The user count is impressive. The revenue number is not. You have 10,000 people using your product for free and a conversion rate that requires scientific notation to express.
Founders choose freemium for emotional reasons dressed up as strategic ones. The real reason: free users feel like success. The number goes up. The Twitter post about "10K users" gets likes. The product feels alive. Paying for growth is scary; free growth feels like proof of concept.
The strategic justification — "we will convert them later" — has almost never worked at the scale most founders imagine. Freemium conversion rates for B2B SaaS average around 2-5%. Most founders who design a freemium model expect 10-15% and get 0.3%. The math on that rarely closes. You need an enormous free user base to generate meaningful revenue from conversions, and building that free user base is itself expensive in infrastructure, support, and attention.
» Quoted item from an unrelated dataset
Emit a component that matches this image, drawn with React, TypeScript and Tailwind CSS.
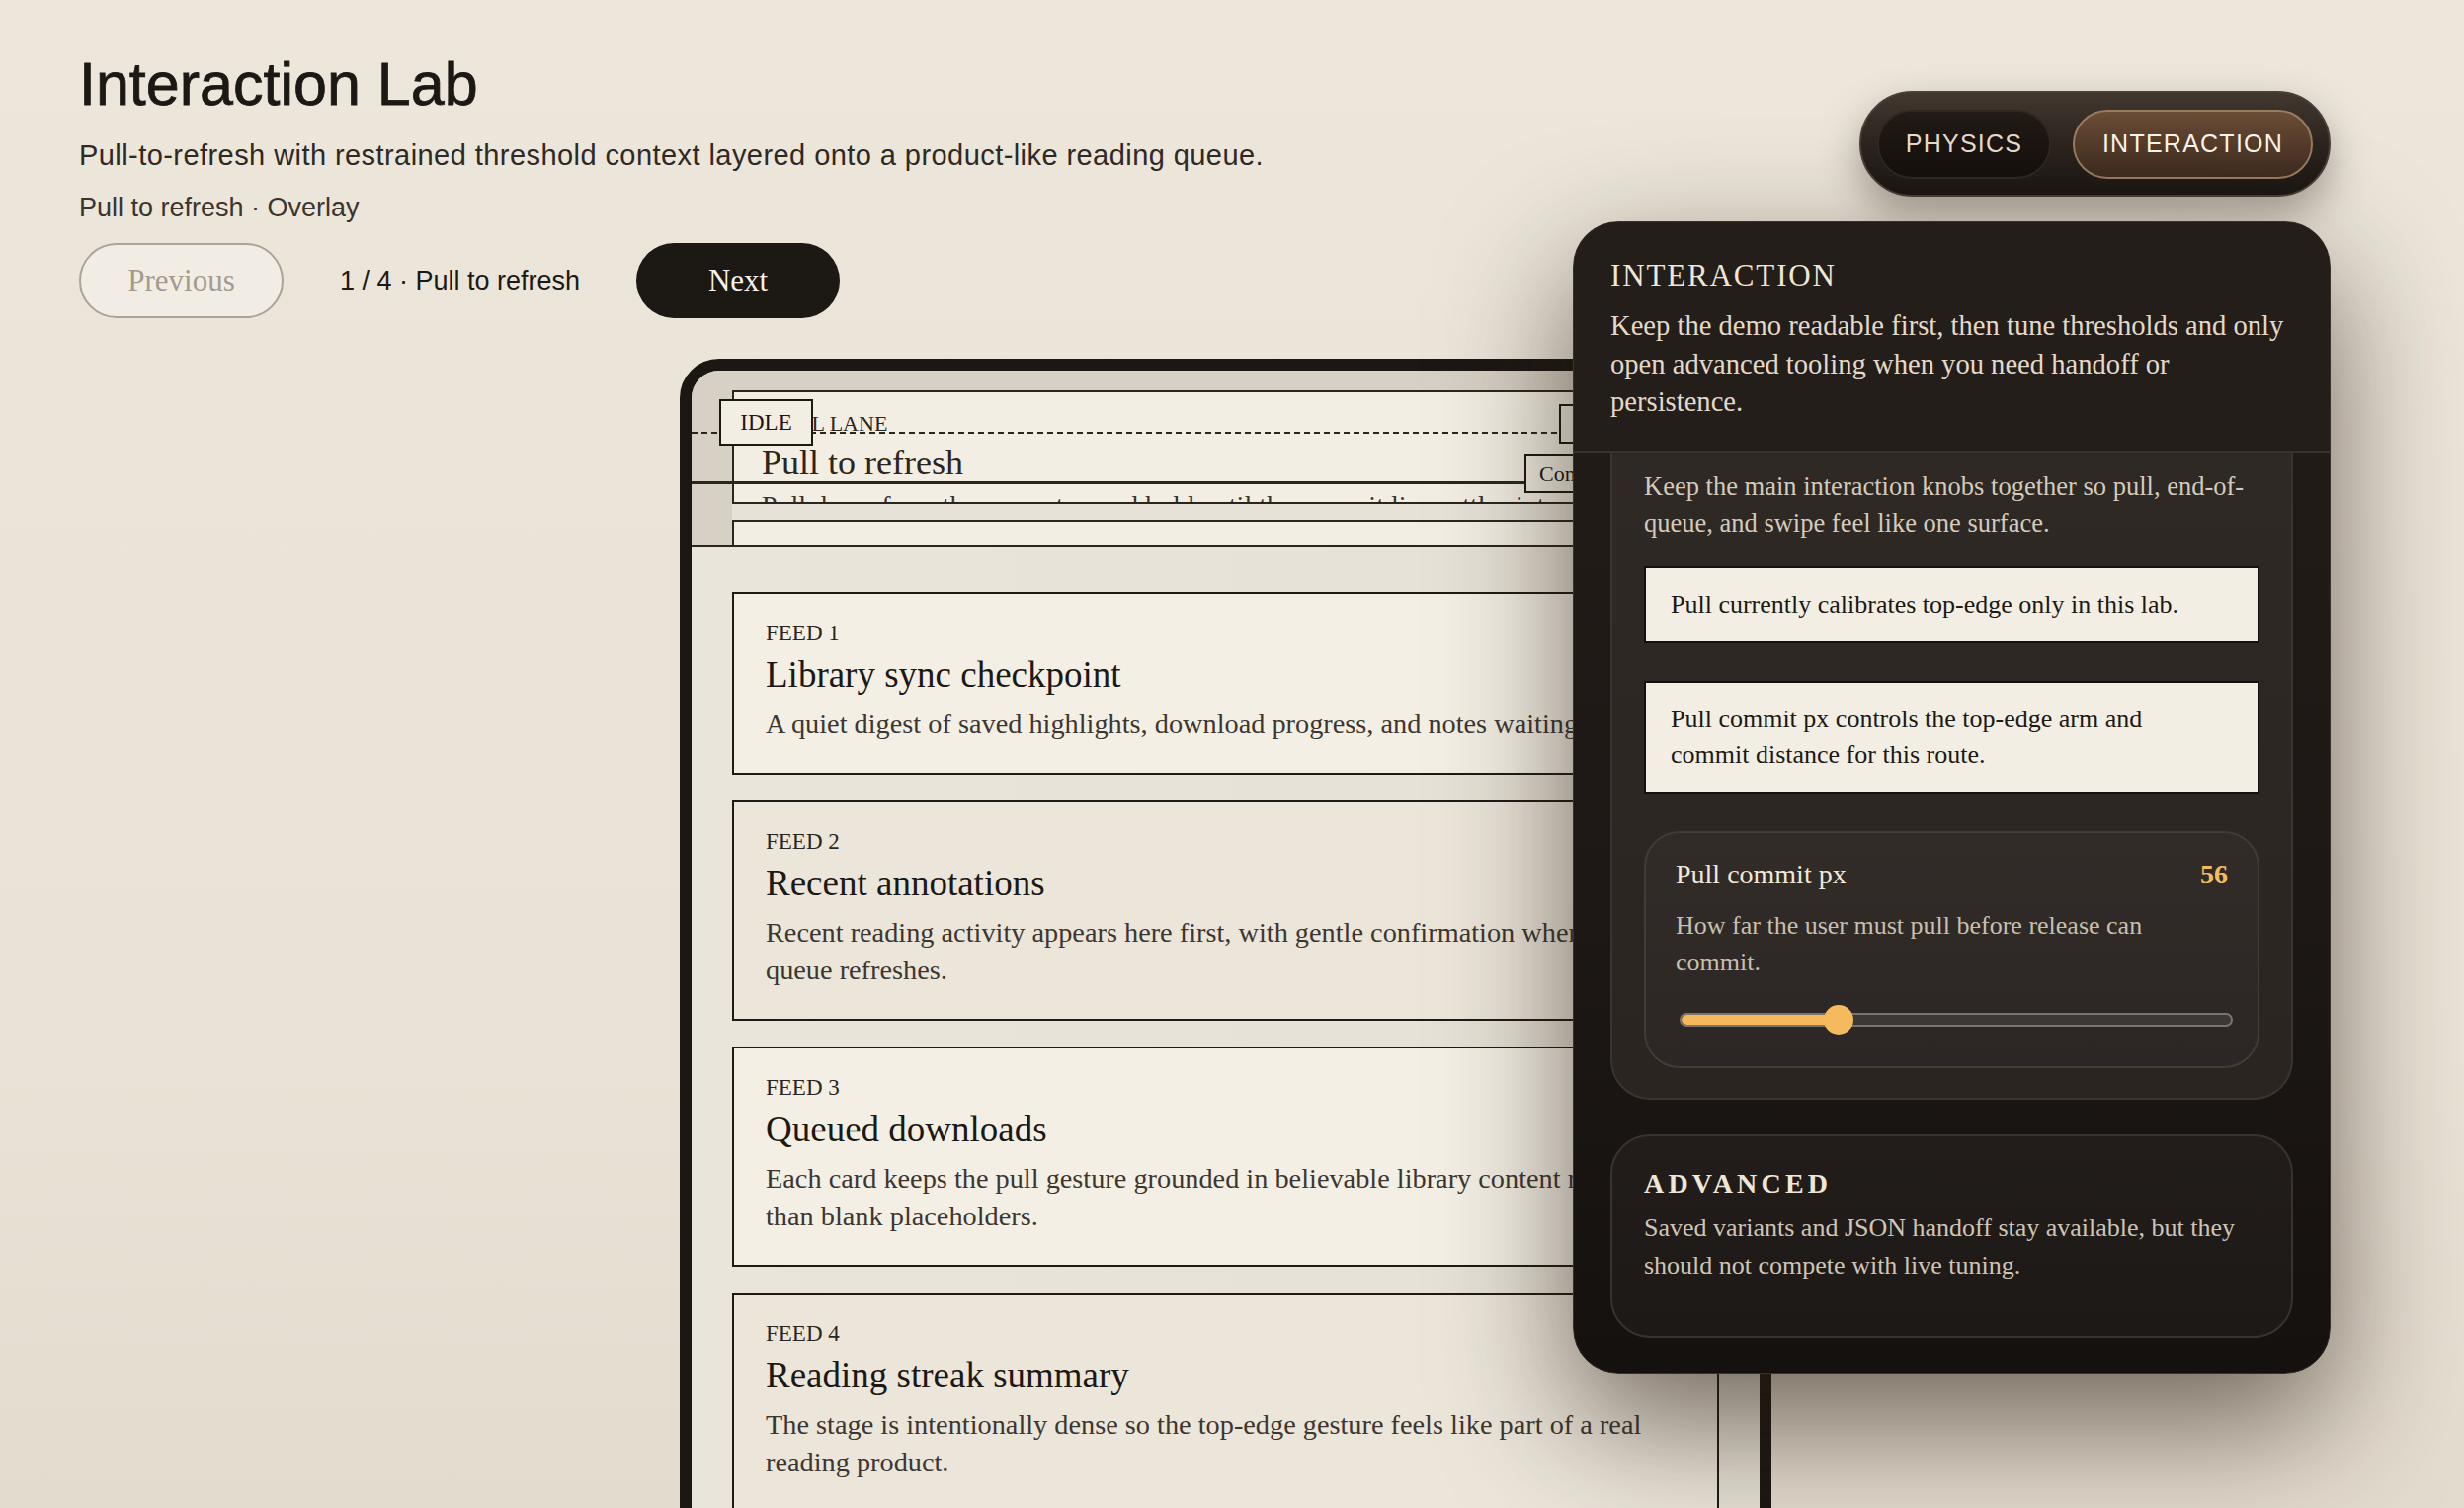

The trap deepens because free users have opinions. They file support tickets. They request features. They leave reviews. They take up space in your head. You start optimizing for free user retention instead of paid conversion. The product roadmap gets pulled toward the lowest common denominator — features that help the most users, who are all free. Meanwhile the paid product atrophies.
$ Move your core value to paid
Identify the one feature free users use most. Move it behind the paywall. Your conversion rate will jump. Some users will leave angry. Those users were never going to pay.
$ Implement a usage limit, not a feature gate
Usage limits convert better than feature gates. "10 projects free, unlimited on paid" creates a natural upgrade moment tied to actual usage. Feature gates feel arbitrary; limits feel earned.
$ Email every free user who used the product 3+ times
These are your warm leads. They like the product. Ask them directly: "What would make you upgrade today?" Then build exactly what they say and charge for it.
$ Calculate your true cost per free user
Infrastructure, support time, and opportunity cost divided by free user count. If each free user is costing you $0.05/month and you have 10,000 of them, that is $500/month. Is that a good marketing spend? Maybe. Make the decision consciously.
the mrrsucks take
The freemium trap is giving away your best work and hoping gratitude converts to payment. It almost never does. The AI sees your conversion funnel and the number of free users who have been "active" for six months and never upgraded. They are not warm leads. They are permanent freeloaders who found their ideal pricing: zero.